# THE TASK
Find all the lines with "React" and gather them.

# PROVIDED ENTRIES

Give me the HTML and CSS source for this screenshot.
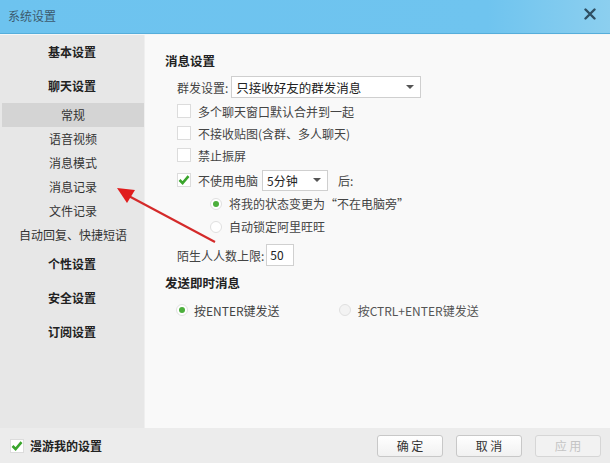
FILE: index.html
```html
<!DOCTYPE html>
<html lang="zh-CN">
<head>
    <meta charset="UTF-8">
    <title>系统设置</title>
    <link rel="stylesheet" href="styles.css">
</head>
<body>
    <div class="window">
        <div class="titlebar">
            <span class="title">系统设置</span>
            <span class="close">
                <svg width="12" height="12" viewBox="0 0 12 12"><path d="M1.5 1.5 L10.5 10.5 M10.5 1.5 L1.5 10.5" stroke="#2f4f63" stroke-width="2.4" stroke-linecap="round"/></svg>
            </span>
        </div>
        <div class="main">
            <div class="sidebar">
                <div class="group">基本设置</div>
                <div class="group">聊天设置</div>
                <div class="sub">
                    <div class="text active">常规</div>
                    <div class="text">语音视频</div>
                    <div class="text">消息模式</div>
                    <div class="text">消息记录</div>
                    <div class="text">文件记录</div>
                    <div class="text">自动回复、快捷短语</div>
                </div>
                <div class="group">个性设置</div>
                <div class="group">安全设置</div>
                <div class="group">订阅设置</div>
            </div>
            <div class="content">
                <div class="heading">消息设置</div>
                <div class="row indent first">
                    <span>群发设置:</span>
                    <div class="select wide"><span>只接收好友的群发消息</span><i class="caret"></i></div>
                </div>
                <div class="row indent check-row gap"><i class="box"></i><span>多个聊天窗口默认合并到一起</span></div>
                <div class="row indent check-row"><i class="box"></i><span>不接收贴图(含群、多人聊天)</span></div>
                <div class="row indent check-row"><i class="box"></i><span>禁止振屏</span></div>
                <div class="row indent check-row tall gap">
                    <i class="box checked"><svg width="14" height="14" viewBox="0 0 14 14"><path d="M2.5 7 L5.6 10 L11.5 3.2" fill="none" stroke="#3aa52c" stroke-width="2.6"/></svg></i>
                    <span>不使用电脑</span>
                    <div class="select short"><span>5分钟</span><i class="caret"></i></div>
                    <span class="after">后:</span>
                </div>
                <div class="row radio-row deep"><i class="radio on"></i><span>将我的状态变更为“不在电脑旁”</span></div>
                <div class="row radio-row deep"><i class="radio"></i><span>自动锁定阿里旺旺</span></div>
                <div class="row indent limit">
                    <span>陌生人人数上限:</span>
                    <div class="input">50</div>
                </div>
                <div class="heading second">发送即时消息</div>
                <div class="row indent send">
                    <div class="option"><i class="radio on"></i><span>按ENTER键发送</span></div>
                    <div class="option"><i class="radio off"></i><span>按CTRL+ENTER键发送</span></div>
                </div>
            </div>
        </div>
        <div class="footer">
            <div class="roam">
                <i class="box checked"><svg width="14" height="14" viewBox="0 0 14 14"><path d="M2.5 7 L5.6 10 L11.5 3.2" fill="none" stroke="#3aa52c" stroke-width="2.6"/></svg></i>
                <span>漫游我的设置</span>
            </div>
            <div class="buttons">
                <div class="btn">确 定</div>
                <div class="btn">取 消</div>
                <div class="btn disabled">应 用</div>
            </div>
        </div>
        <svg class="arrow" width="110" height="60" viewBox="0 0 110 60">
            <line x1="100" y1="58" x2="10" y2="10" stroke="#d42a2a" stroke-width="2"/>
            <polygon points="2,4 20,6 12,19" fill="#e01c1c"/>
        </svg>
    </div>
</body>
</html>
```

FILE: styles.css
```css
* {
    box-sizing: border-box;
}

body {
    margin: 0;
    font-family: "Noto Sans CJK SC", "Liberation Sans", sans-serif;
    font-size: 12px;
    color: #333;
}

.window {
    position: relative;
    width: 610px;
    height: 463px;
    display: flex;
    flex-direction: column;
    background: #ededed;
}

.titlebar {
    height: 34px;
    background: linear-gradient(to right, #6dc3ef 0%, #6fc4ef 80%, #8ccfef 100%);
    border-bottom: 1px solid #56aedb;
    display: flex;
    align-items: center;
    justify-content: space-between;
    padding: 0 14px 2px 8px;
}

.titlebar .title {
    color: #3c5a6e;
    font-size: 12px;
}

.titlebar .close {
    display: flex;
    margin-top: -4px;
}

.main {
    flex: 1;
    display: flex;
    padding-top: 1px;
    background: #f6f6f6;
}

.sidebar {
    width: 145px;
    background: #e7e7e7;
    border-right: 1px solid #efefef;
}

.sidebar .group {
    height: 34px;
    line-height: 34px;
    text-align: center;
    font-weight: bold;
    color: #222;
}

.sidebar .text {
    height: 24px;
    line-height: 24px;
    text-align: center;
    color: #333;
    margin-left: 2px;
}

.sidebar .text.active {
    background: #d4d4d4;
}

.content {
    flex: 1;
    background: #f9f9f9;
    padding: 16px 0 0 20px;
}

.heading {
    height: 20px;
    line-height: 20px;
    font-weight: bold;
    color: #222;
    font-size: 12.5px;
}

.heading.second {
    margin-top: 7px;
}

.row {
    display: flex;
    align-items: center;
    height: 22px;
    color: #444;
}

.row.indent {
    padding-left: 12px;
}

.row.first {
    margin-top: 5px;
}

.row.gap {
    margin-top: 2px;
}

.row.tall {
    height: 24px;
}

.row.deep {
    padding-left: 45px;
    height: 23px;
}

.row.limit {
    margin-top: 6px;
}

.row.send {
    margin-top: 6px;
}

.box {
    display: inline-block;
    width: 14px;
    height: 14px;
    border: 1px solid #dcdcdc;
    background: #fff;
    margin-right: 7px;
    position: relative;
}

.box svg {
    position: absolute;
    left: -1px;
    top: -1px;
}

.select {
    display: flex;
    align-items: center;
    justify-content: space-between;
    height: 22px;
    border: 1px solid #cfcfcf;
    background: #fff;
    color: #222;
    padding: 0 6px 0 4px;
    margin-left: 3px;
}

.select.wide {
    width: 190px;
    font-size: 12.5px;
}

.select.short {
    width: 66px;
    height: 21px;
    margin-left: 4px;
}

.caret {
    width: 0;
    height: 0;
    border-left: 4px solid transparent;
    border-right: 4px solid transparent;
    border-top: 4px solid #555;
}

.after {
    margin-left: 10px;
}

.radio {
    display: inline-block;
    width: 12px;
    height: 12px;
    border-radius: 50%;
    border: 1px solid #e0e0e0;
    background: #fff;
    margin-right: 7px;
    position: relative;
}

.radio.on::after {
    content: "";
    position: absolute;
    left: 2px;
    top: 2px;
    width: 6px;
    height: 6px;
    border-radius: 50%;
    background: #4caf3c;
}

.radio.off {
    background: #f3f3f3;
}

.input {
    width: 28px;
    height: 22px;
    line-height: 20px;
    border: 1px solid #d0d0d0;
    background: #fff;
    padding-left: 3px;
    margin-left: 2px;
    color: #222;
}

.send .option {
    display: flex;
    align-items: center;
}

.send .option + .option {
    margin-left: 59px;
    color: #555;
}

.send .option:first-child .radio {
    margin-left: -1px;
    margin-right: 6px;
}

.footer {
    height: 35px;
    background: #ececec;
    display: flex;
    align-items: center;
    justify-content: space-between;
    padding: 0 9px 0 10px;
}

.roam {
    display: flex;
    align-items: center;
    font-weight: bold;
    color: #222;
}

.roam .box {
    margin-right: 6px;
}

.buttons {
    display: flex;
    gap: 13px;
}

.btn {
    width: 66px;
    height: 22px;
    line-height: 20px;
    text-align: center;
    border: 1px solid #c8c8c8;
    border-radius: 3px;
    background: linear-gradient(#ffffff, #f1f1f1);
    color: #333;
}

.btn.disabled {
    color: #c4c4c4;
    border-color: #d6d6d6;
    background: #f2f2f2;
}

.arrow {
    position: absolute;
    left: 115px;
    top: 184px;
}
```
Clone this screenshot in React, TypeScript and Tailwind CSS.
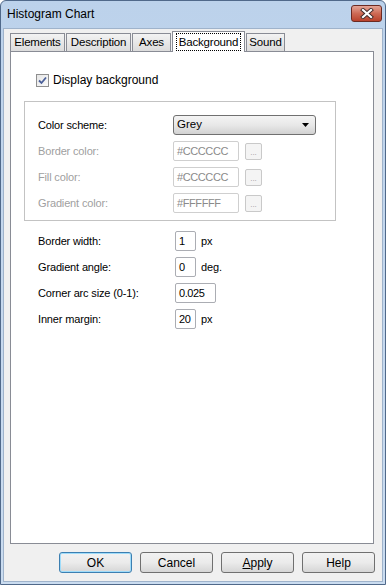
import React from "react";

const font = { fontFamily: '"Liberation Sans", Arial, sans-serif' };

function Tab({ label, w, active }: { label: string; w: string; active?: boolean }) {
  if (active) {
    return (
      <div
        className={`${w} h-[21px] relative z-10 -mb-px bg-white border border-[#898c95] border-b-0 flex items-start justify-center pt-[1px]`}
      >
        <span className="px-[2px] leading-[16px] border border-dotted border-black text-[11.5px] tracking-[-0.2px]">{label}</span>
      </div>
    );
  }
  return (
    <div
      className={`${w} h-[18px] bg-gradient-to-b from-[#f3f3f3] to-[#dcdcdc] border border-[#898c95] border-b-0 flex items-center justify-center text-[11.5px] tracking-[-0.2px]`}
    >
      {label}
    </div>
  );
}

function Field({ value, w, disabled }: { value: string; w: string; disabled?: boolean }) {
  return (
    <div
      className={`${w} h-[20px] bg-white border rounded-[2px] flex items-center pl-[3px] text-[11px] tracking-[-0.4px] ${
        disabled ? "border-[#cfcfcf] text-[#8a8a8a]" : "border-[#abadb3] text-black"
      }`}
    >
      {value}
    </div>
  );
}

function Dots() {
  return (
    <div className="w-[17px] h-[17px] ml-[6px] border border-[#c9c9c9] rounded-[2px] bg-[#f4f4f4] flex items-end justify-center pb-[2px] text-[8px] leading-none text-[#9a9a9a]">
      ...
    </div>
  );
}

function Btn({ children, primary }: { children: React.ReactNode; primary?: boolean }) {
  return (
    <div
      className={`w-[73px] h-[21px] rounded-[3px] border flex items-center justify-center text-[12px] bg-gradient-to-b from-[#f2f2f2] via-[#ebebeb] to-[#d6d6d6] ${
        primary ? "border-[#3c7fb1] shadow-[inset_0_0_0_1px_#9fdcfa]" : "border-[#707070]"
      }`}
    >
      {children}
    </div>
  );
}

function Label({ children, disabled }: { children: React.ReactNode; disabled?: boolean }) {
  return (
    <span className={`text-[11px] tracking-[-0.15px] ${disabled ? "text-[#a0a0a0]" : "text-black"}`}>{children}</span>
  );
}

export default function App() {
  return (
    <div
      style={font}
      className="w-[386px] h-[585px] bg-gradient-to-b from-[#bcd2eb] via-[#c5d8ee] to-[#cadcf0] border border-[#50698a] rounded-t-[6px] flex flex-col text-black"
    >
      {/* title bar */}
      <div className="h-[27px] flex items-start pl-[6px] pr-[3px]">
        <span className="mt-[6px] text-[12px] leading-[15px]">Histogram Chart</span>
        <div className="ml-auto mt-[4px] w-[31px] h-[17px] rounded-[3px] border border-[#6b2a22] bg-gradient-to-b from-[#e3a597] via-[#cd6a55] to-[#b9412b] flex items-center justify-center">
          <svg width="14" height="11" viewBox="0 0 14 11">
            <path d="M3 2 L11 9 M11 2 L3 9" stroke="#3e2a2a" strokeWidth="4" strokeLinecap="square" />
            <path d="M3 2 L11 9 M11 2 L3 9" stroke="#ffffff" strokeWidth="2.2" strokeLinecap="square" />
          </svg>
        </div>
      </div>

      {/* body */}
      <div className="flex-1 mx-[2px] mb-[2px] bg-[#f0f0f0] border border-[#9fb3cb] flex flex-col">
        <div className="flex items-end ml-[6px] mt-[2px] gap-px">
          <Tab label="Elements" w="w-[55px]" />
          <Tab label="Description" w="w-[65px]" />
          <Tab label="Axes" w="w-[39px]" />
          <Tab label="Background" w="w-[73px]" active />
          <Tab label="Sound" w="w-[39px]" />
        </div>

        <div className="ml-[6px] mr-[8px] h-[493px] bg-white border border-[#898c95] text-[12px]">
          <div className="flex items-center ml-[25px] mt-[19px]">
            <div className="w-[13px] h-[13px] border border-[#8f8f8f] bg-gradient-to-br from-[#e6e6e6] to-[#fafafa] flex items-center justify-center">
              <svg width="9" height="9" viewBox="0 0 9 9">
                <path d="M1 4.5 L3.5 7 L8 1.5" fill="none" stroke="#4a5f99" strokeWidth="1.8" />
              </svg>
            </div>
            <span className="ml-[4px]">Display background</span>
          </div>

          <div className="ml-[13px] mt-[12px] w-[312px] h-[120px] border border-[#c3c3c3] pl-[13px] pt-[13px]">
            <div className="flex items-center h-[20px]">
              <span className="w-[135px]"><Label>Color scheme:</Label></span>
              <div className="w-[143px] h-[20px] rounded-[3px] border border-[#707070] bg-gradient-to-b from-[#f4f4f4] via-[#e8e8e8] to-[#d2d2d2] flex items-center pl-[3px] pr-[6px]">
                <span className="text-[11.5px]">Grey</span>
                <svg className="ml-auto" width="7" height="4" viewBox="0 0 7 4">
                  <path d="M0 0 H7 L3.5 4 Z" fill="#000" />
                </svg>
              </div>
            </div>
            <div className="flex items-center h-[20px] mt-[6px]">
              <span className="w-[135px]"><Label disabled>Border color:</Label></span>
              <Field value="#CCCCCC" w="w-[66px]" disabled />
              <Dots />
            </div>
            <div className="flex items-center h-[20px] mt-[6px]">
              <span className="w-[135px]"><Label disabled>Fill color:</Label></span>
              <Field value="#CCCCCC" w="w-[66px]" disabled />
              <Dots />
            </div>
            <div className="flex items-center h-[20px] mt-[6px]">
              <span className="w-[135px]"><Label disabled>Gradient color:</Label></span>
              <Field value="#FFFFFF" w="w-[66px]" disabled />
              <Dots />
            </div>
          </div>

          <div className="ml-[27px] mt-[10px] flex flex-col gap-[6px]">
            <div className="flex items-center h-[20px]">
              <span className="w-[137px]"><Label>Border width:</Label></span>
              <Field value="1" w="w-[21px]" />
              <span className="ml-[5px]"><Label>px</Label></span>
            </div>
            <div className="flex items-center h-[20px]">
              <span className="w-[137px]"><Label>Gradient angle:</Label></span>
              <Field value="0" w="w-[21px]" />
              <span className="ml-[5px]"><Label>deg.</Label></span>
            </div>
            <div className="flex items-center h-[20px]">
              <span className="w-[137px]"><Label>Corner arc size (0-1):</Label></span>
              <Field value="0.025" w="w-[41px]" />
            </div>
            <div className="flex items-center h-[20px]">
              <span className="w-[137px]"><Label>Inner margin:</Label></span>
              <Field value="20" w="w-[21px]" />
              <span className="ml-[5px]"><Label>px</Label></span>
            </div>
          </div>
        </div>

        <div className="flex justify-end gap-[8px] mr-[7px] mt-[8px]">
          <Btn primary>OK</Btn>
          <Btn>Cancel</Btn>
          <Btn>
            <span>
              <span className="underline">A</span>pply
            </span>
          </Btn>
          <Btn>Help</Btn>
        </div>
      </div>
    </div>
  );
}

# RESPONSE TO THE TASK
Clone this screenshot in React, TypeScript and Tailwind CSS.
import React from "react";
function Btn({ children, primary }: { children: React.ReactNode; primary?: boolean }) {
function Label({ children, disabled }: { children: React.ReactNode; disabled?: boolean }) {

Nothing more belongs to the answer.